_Data section_:
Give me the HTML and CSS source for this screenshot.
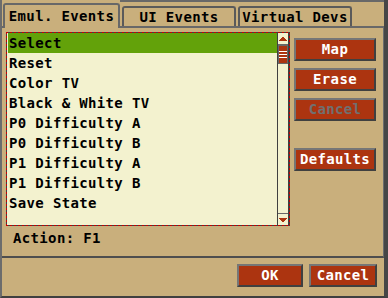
FILE: index.html
```html
<!DOCTYPE html>
<html>
<head>
<meta charset="utf-8">
<title>Event Mapping</title>
<link rel="stylesheet" href="styles.css">
</head>
<body>
<div class="window">
  <div class="tabs">
    <div class="tab active">Emul. Events</div>
    <div class="tab">UI Events</div>
    <div class="tab">Virtual Devs</div>
  </div>
  <div class="panel">
    <div class="main">
      <div class="list">
        <ul class="rows">
          <li class="row selected">Select</li>
          <li class="row">Reset</li>
          <li class="row">Color TV</li>
          <li class="row">Black &amp; White TV</li>
          <li class="row">P0 Difficulty A</li>
          <li class="row">P0 Difficulty B</li>
          <li class="row">P1 Difficulty A</li>
          <li class="row">P1 Difficulty B</li>
          <li class="row">Save State</li>
        </ul>
        <div class="scrollbar">
          <div class="sb-btn up">
            <svg class="arrow" width="8" height="4" viewBox="0 0 8 4" shape-rendering="crispEdges"><path d="M3 0h2v1h1v1h1v1h1v1H0V3h1V2h1V1h1z"/></svg>
          </div>
          <div class="sb-track">
            <div class="thumb"><span></span><span></span><span></span></div>
          </div>
          <div class="sb-btn down">
            <svg class="arrow" width="8" height="4" viewBox="0 0 8 4" shape-rendering="crispEdges"><path d="M0 0h8v1H7v1H6v1H5v1H3V3H2V2H1V1H0z"/></svg>
          </div>
        </div>
      </div>
      <div class="side">
        <button class="btn">Map</button>
        <button class="btn">Erase</button>
        <button class="btn disabled">Cancel</button>
        <button class="btn defaults">Defaults</button>
      </div>
    </div>
    <div class="action">Action: F1</div>
  </div>
  <div class="footer">
    <button class="btn ok">OK</button>
    <button class="btn cancel">Cancel</button>
  </div>
</div>
</body>
</html>
```
FILE: styles.css
```css
* { box-sizing: border-box; }
html, body { margin: 0; padding: 0; }
body {
  width: 388px;
  height: 298px;
  overflow: hidden;
  background: #c9af7c;
  color: #000;
  font-family: "DejaVu Sans Mono", "Liberation Mono", monospace;
  font-weight: bold;
  font-size: 14px;
  letter-spacing: 0.35px;
}
.window {
  width: 388px;
  height: 298px;
  display: flex;
  flex-direction: column;
  border-left: 2px solid #6c6c6c;
  border-right: 4px solid #464646;
  border-bottom: 2px solid #404040;
}
.tabs {
  height: 26px;
  flex: none;
  display: flex;
  align-items: flex-end;
  padding-left: 1px;
  background: linear-gradient(#686868, #686868) 118px 0 / 100% 2px no-repeat;
}
.tab {
  width: 114px;
  height: 20px;
  margin-left: 2px;
  border: 2px solid #5a5a5a;
  border-bottom: 0;
  border-radius: 3px 3px 0 0;
  text-align: center;
  line-height: 18px;
  white-space: nowrap;
}
.tab.active {
  width: 117px;
  height: 25px;
  margin-left: 0;
  margin-bottom: -2px;
  line-height: 22px;
  border-color: #686868;
  background: #c9af7c;
  position: relative;
  z-index: 1;
}
.panel {
  flex: 1;
  display: flex;
  flex-direction: column;
  border-top: 2px solid #686868;
  border-right: 1px solid #6c6c6c;
  border-bottom: 2px solid #4e4e4e;
  padding: 4px 7px 0 4px;
}
.main {
  display: flex;
  gap: 4px;
}
.list {
  width: 284px;
  height: 194px;
  display: flex;
  padding: 1px;
  background:
    repeating-linear-gradient(90deg, #c80000 0 2px, #404040 2px 4px) left top / 100% 1px no-repeat,
    repeating-linear-gradient(90deg, #c80000 0 2px, #404040 2px 4px) left bottom / 100% 1px no-repeat,
    repeating-linear-gradient(180deg, #c80000 0 2px, #404040 2px 4px) left top / 1px 100% no-repeat,
    repeating-linear-gradient(180deg, #c80000 0 2px, #404040 2px 4px) right top / 1px 100% no-repeat;
}
.rows {
  flex: 1;
  list-style: none;
  margin: 0;
  padding: 0;
  background: #f3f2cf;
}
.row {
  height: 20px;
  line-height: 21px;
  padding-left: 2px;
  white-space: nowrap;
}
.row.selected {
  background: #63a20a;
  margin-left: 1px;
  padding-left: 1px;
}
.scrollbar {
  width: 12px;
  display: flex;
  flex-direction: column;
  border-left: 1px solid #404040;
  border-right: 1px solid #404040;
  background: #f3f2cf;
}
.sb-btn {
  height: 12px;
  flex: none;
  display: flex;
  align-items: center;
  justify-content: center;
}
.sb-btn.up { border-bottom: 1px solid #686868; }
.sb-btn.down { border-top: 1px solid #686868; }
.arrow { display: block; fill: #ac3410; }
.sb-track { flex: 1; }
.thumb {
  height: 19px;
  background: #ac3410;
  border: 1px solid #686868;
  display: flex;
  flex-direction: column;
  align-items: center;
  justify-content: center;
  gap: 2px;
}
.thumb span {
  width: 8px;
  height: 1px;
  background: #fff;
}
.side {
  width: 82px;
  display: flex;
  flex-direction: column;
  gap: 7px;
  padding-top: 6px;
}
.btn {
  height: 23px;
  padding: 0;
  background: #ac3410;
  color: #fff;
  border: 2px solid;
  border-color: #767676 #404040 #404040 #767676;
  font: inherit;
  letter-spacing: inherit;
  text-align: center;
  line-height: 19px;
}
.btn.disabled { color: #707070; }
.btn.defaults { margin-top: 20px; }
.action {
  margin-top: 4px;
  padding-left: 7px;
  line-height: 16px;
}
.footer {
  height: 38px;
  flex: none;
  display: flex;
  justify-content: flex-end;
  gap: 6px;
  padding: 6px 7px 0 0;
}
.btn.ok { width: 66px; }
.btn.cancel { width: 68px; }
```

_Job_:
Repeat the full listing above exactly, with no pictures in the copy.

_Exercise output_:
Give me the HTML and CSS source for this screenshot.
FILE: index.html
```html
<!DOCTYPE html>
<html>
<head>
<meta charset="utf-8">
<title>Event Mapping</title>
<link rel="stylesheet" href="styles.css">
</head>
<body>
<div class="window">
  <div class="tabs">
    <div class="tab active">Emul. Events</div>
    <div class="tab">UI Events</div>
    <div class="tab">Virtual Devs</div>
  </div>
  <div class="panel">
    <div class="main">
      <div class="list">
        <ul class="rows">
          <li class="row selected">Select</li>
          <li class="row">Reset</li>
          <li class="row">Color TV</li>
          <li class="row">Black &amp; White TV</li>
          <li class="row">P0 Difficulty A</li>
          <li class="row">P0 Difficulty B</li>
          <li class="row">P1 Difficulty A</li>
          <li class="row">P1 Difficulty B</li>
          <li class="row">Save State</li>
        </ul>
        <div class="scrollbar">
          <div class="sb-btn up">
            <svg class="arrow" width="8" height="4" viewBox="0 0 8 4" shape-rendering="crispEdges"><path d="M3 0h2v1h1v1h1v1h1v1H0V3h1V2h1V1h1z"/></svg>
          </div>
          <div class="sb-track">
            <div class="thumb"><span></span><span></span><span></span></div>
          </div>
          <div class="sb-btn down">
            <svg class="arrow" width="8" height="4" viewBox="0 0 8 4" shape-rendering="crispEdges"><path d="M0 0h8v1H7v1H6v1H5v1H3V3H2V2H1V1H0z"/></svg>
          </div>
        </div>
      </div>
      <div class="side">
        <button class="btn">Map</button>
        <button class="btn">Erase</button>
        <button class="btn disabled">Cancel</button>
        <button class="btn defaults">Defaults</button>
      </div>
    </div>
    <div class="action">Action: F1</div>
  </div>
  <div class="footer">
    <button class="btn ok">OK</button>
    <button class="btn cancel">Cancel</button>
  </div>
</div>
</body>
</html>
```
FILE: styles.css
```css
* { box-sizing: border-box; }
html, body { margin: 0; padding: 0; }
body {
  width: 388px;
  height: 298px;
  overflow: hidden;
  background: #c9af7c;
  color: #000;
  font-family: "DejaVu Sans Mono", "Liberation Mono", monospace;
  font-weight: bold;
  font-size: 14px;
  letter-spacing: 0.35px;
}
.window {
  width: 388px;
  height: 298px;
  display: flex;
  flex-direction: column;
  border-left: 2px solid #6c6c6c;
  border-right: 4px solid #464646;
  border-bottom: 2px solid #404040;
}
.tabs {
  height: 26px;
  flex: none;
  display: flex;
  align-items: flex-end;
  padding-left: 1px;
  background: linear-gradient(#686868, #686868) 118px 0 / 100% 2px no-repeat;
}
.tab {
  width: 114px;
  height: 20px;
  margin-left: 2px;
  border: 2px solid #5a5a5a;
  border-bottom: 0;
  border-radius: 3px 3px 0 0;
  text-align: center;
  line-height: 18px;
  white-space: nowrap;
}
.tab.active {
  width: 117px;
  height: 25px;
  margin-left: 0;
  margin-bottom: -2px;
  line-height: 22px;
  border-color: #686868;
  background: #c9af7c;
  position: relative;
  z-index: 1;
}
.panel {
  flex: 1;
  display: flex;
  flex-direction: column;
  border-top: 2px solid #686868;
  border-right: 1px solid #6c6c6c;
  border-bottom: 2px solid #4e4e4e;
  padding: 4px 7px 0 4px;
}
.main {
  display: flex;
  gap: 4px;
}
.list {
  width: 284px;
  height: 194px;
  display: flex;
  padding: 1px;
  background:
    repeating-linear-gradient(90deg, #c80000 0 2px, #404040 2px 4px) left top / 100% 1px no-repeat,
    repeating-linear-gradient(90deg, #c80000 0 2px, #404040 2px 4px) left bottom / 100% 1px no-repeat,
    repeating-linear-gradient(180deg, #c80000 0 2px, #404040 2px 4px) left top / 1px 100% no-repeat,
    repeating-linear-gradient(180deg, #c80000 0 2px, #404040 2px 4px) right top / 1px 100% no-repeat;
}
.rows {
  flex: 1;
  list-style: none;
  margin: 0;
  padding: 0;
  background: #f3f2cf;
}
.row {
  height: 20px;
  line-height: 21px;
  padding-left: 2px;
  white-space: nowrap;
}
.row.selected {
  background: #63a20a;
  margin-left: 1px;
  padding-left: 1px;
}
.scrollbar {
  width: 12px;
  display: flex;
  flex-direction: column;
  border-left: 1px solid #404040;
  border-right: 1px solid #404040;
  background: #f3f2cf;
}
.sb-btn {
  height: 12px;
  flex: none;
  display: flex;
  align-items: center;
  justify-content: center;
}
.sb-btn.up { border-bottom: 1px solid #686868; }
.sb-btn.down { border-top: 1px solid #686868; }
.arrow { display: block; fill: #ac3410; }
.sb-track { flex: 1; }
.thumb {
  height: 19px;
  background: #ac3410;
  border: 1px solid #686868;
  display: flex;
  flex-direction: column;
  align-items: center;
  justify-content: center;
  gap: 2px;
}
.thumb span {
  width: 8px;
  height: 1px;
  background: #fff;
}
.side {
  width: 82px;
  display: flex;
  flex-direction: column;
  gap: 7px;
  padding-top: 6px;
}
.btn {
  height: 23px;
  padding: 0;
  background: #ac3410;
  color: #fff;
  border: 2px solid;
  border-color: #767676 #404040 #404040 #767676;
  font: inherit;
  letter-spacing: inherit;
  text-align: center;
  line-height: 19px;
}
.btn.disabled { color: #707070; }
.btn.defaults { margin-top: 20px; }
.action {
  margin-top: 4px;
  padding-left: 7px;
  line-height: 16px;
}
.footer {
  height: 38px;
  flex: none;
  display: flex;
  justify-content: flex-end;
  gap: 6px;
  padding: 6px 7px 0 0;
}
.btn.ok { width: 66px; }
.btn.cancel { width: 68px; }
```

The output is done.